Castro would have made sure Cuba was in the war. IIRC his eagerness to nuke the US during the Cuban Missile Crisis terrified even the Soviets, so there would have been shooting at GITMO, if nowhere else. If Castro would have been deposed by slightly saner leadership or not is an open question. Given it's location the U.S. would have had to neutralize Cuba as a threat early on, though exactly what form that "neutralization" would have taken would have depended on what sort of resources the USA had available at the time,

The BIG wild card is what China would have done. IRL China and the USSR had a seven month undeclared shooting match on their mutual border in late 1969, just as India and China did in 1962. They might have stayed out of the fight, joined "The Great Socialist War of Liberation" against the U.S., or (and this is the least likely outcome) allied with the U.S. That last one was referred to as "The Soviet Nightmare Scenario"... a Chinese Army with an almost infinite supply of men, equipped by the USA with an almost infinite supply of gear. It was unlikely to occur in the 1980s, and VERY unlikely to occur in the 1960s, but it still kept the Soviet general staff up at night.

In an NON-nuclear situation eventually the U.S. economic superiority would have won out. How this would have been expressed and what form it would have taken we can't know; but unless the Soviets found some way of destroying the American industrial base, sooner or later they would have found themselves facing more tanks, ships, and planes than they had the ability to stop.

Furthermore (as the Ukraine invasion again showed) logistics has never been Russian/Soviet strong suit. The Soviet economy might have been good at turning out tanks, but it sucked at turning out the trucks needed to keep those tanks supplied with gasoline, and the tank crews supplied with ammo, food, warm clothing... and it also sucked at producing food, warm clothing and gasoline for that matter...not to mention maps, radios, spare parts and medical supplies and pretty much everything else. Stealing trucks and trains from the civilian economy would have made the already FUBAR Soviet food distribution system even worse, and something akin to the food riots that took Germany out of WW1 would have been a very real possibility. The Soviets would have STARTED the war with an economy that was unable to properly feed and clothe all its' people and things would have just gotten worse from there... and that doesn't account for various "liberation movements" springing up in Eastern Europe and blowing up trains and bridges and such. Things would have been cold, hungry, scary and dark in Europe.
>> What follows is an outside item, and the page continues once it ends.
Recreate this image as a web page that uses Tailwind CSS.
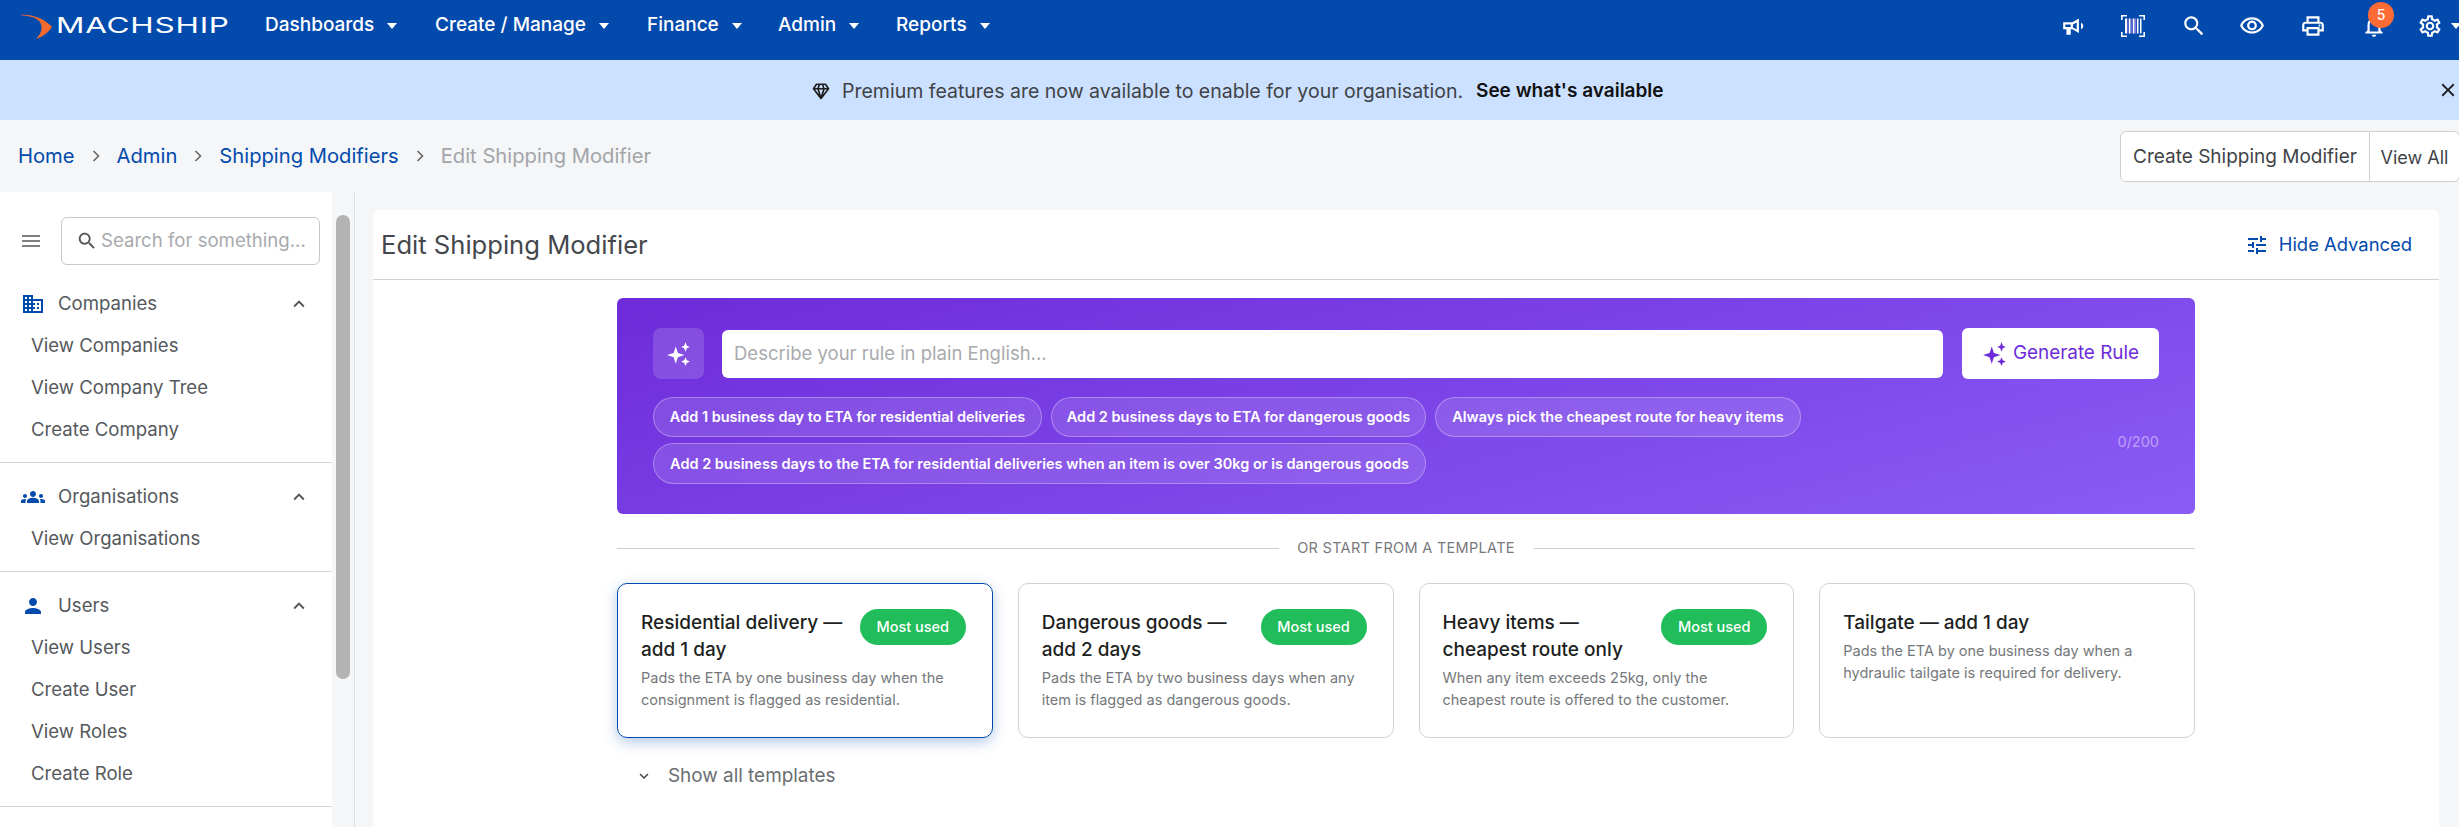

Again, the odds of this thing staying non-nuclear would have been very, very low. NATO relied on using tactical nukes to stop the Soviets east of the Rhine, and the Soviets planned to use tactical nukes to get to the Rhine, not to mention the number of nuclear torpedoes that were loaded on submarines and air craft carriers at that point. When nukes started flying the most likely outcome would have been something akin to the book "When Angels Wept" (which is an alternate history where the Cuban Missile crisis "goes hot" and the nukes start flying). Europe would have been thoroughly thrashed for the third time in 50 years. The U.S. would have taken massive losses but still survived with tens of millions dead, a trashed out infrastructure, and several urban/industrial areas just ... gone...(something akin to what happened to the USSR in WW2, but on a slightly larger scale). Recovery (to the extent it was possible) would have taken several decades, at the very least. The USSR would have been entirely obliterated. American nuclear superiority was a lot larger than either one of the superpowers knew at the time, and you would have seen a lot of situations where U.S. nukes simply "made the rubble bounce". Much of Russia would likely have remained uninhabited, or at least uncontacted, till the early 21st Century. China would have probably caught it's fair (or unfair) share of the American nuclear arsenal as well... but the casualties (at least in human terms) wouldn't have been much worse than what they suffered in the collectivization famines, the Great Leap Forward, and the Cultural Revolution anyway... which is fairly ironic. Anyone with the money and ability to do so would have moved to Australia, New Zeeland, South Africa, Argentina or Brazil.